Thursday, August 27, 2015

Common Sense, Gowanus Version



Many of the neighborhood men--Joe Coppola, among them--who lived by the Gowanus in the ‘50’s and ‘60s worked “down the docks.” My father spent 30 killing years unloading ships at the Black Diamond Lines pier at the “foot of Court Street,” dirty, dangerous, brutal work, straight out of “On the Waterfront": gangsters, crooked union (International Longshoremen’s Assoc.) and all the rest.
Joe had dropped out of school, was drafted and fought in the P...acific in the terrible battle for Peleliu Island. Unlike the millions and millions of veterans who used the GI Bill to advance into the middle class, my father, intelligent, broad-shouldered and handsome as a Roman centurion, retreated to the piers.
He worked so relentlessly the men in his “gang” called him “the animal” in Italian. High praise. Even the wise guys left him alone when he refused to take money from the omnipresent loan sharks. (Want to know more about him, see http://gowanuscrossing.blogspot.com/…/dutch-shoes-and-dead-…)
“I do this so yous guys can have a better life,” he’d tell his four sons. (I was the only one who listened.) In our family, my uncle, Sonny Giordano, and my big, bruising cousins, Jimmy and John Pomarico had broken the pattern and joined the NYPD. When I made it to Saint Augustine high school, they’d approach me with heartfelt career advice:
“Vinny, become a sanitation worker. They got a great union. The work ain’t dangerous. You can retire at 40.”
Looking back, they may have been right. At the time, I didn’t aspire to be a garbage man, particularly in a neighborhood where the canal and the back lots, teemed with feral dogs, tail-less cats and rats. So I studied hard and harder.

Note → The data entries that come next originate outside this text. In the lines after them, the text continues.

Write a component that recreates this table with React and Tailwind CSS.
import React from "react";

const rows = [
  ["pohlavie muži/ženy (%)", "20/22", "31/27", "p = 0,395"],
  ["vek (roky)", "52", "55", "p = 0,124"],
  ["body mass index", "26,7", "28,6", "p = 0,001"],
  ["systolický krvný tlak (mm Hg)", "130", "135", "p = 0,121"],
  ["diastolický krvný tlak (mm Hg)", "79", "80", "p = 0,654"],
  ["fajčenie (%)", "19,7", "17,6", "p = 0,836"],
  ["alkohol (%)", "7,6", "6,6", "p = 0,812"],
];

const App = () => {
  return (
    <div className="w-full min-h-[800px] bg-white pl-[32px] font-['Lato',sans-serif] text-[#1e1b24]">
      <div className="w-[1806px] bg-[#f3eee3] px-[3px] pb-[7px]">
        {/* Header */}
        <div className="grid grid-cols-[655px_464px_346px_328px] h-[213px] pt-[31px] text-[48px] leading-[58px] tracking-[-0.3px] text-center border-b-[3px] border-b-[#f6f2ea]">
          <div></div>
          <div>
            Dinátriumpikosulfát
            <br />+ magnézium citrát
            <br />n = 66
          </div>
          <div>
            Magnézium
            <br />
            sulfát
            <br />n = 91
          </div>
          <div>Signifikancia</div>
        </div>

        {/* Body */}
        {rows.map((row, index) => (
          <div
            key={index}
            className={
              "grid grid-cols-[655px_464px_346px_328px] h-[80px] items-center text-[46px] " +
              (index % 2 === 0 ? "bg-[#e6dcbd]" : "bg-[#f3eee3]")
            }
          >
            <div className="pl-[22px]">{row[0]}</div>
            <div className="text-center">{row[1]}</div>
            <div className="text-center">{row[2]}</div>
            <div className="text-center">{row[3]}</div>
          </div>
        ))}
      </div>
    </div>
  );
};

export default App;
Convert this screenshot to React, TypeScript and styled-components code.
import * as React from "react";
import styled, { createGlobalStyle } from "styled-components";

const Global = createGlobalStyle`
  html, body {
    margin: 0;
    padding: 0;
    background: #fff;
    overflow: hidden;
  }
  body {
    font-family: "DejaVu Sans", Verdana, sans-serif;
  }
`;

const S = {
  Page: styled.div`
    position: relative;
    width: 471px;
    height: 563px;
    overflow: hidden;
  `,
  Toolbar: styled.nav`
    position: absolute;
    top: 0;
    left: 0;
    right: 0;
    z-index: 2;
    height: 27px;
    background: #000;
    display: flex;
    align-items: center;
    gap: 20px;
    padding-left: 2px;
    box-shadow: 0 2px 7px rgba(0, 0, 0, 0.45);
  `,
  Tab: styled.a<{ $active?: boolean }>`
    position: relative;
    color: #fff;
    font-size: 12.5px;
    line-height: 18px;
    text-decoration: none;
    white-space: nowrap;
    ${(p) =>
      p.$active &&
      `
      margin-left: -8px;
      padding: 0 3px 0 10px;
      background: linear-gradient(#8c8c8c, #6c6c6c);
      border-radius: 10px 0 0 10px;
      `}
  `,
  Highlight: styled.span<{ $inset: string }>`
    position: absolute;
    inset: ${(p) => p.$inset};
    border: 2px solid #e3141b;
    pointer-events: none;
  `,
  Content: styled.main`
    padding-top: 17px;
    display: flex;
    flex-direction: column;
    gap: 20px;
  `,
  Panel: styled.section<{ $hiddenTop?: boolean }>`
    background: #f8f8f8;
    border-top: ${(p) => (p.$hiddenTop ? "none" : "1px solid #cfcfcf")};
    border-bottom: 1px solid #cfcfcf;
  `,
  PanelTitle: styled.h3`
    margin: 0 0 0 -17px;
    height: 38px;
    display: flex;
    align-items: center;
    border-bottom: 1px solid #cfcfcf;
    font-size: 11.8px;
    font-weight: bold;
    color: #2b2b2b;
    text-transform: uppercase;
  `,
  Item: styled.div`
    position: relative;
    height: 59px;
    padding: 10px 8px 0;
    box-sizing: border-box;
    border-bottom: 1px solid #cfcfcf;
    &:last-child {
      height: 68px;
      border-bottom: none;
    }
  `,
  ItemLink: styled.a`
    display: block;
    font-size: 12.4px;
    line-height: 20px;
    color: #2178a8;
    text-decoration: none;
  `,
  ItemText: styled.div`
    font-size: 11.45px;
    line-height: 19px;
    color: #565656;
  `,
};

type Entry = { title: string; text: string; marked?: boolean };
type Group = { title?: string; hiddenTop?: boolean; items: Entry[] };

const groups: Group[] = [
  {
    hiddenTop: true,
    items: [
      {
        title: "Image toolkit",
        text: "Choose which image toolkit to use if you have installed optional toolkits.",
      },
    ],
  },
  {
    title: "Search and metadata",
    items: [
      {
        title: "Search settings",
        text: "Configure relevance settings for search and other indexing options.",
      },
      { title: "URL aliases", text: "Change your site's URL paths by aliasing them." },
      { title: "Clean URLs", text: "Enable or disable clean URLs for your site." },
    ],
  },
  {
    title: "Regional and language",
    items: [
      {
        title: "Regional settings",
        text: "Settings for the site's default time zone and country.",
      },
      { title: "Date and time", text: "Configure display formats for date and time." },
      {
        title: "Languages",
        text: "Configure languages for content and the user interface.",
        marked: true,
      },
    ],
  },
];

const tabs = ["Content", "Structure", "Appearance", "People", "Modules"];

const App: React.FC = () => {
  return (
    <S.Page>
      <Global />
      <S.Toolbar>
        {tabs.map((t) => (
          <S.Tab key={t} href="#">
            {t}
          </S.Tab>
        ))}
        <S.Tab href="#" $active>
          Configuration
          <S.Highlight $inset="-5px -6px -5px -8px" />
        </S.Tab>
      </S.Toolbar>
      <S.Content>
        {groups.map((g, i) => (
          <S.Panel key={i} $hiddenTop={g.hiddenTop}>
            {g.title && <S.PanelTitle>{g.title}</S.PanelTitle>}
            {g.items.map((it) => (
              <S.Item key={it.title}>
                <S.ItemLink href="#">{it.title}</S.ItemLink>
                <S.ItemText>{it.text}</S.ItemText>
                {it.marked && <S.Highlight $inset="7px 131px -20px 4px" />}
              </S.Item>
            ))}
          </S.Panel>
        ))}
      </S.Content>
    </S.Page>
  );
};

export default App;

My mind opened up to new ideas and horizons. It was the 1960s.
Of course, this pissed off my father. Every time we argued politics or anything else actually—disagreements soon became shouting matches and slapping matches with me on the losing end.
“You’re smart all right!” Joe would shout. “But you ain’t got common sense! Everything you know is from books!” This from a guy who spent 40 hours a week "studying" the Racing Form.
My erudite uncles, "Joe Turf" and "Punchy" Giordano, agreed with this assessment.
Like an asshole, I accepted this. For the next 10 years, I went out of my way to do manual labor—unloading trucks, working in food processing,, gasket and candle factories, taking shady jobs from the neighborhood gangsters to prove I had “common sense.”
Looking back, I came to realize, doesn’t all knowledge come from books?

Sunday, August 23, 2015

Summer on the Gowanus

Carroll Street was always teeming, the air thick with humidity and fumes belched from the trucks thundering along Third Avenue from the 29th Street piers.
The gamblers, Jerry Pep, Freddie Fish, Muzzy, among them stood on the corner shouting, cursing scratching their balls, arguing the day’s winners at Aqueduct or Belmont. Across the street, in front of the Capri Club, Mikey Romanelli and The Goose, dressed like undertakers in dark suits, hovered, ready to collect the bets, and later, collect the losers. They stored the scribbled sheets in the steel blue U.S. Post Office mailbox next to the red fire alarm box on the corner. A safe place since no one trusted the Post Office after Americo Guzzi dropped a cherry bomb down the chute.
Next door, Chitty and Buffalo Manzo, grilled sausage on a half-steel drum filled with charcoal, served with peppers and onions on Italian bread from Gallo’s bakery, the intoxicating aroma wafting in the air On the opposite corner, Rosinna served homemade lemon ice so delicious, truckers would line up in front of her store for a nickel’s worth scooped into Dixie cup. At night she lit a naked bulb above the side door of her store and fried 10-cent calzones in a vat of dirty oil while you waited. Further along Third toward First Street, Victor the blacksmith, biceps bulging in a medieval leather vest, shoed horses belonging to Angeletti and the other fruit peddlers who sang out in Italian on their horse and wagons. ("E rook e' rob" for broccoli rab) Another smell in the air, another sound adding to the cacophony: A one-eyed rooster who’d lost track of time, crowed all day in front of Goldie’s Live Poultry market.
Singsong, the girls skipped rope, played hopscotch on boxes chalked in pastels on the dirty sidewalk. We shouted and cursed, pitched pennies in front of John Sanseverino’s candy store, played kings against the wall of the Typhoon Air Conditioning Company, and high-pressure, high-stakes stickball (The Goose would pit our team against squads bankrolled by other wise guys) on First Street, never realizing the ancient brick wall that ran from Third Avenue to Whitwell Place was an artifact of Brooklyn’s first professional baseball stadium, Washington Park.
I played outfield. A towering fly ball over your head meant you had to keep running and running--toward Prospect Park, to escape your owners' wrath. I'll take Steinbrenner any day.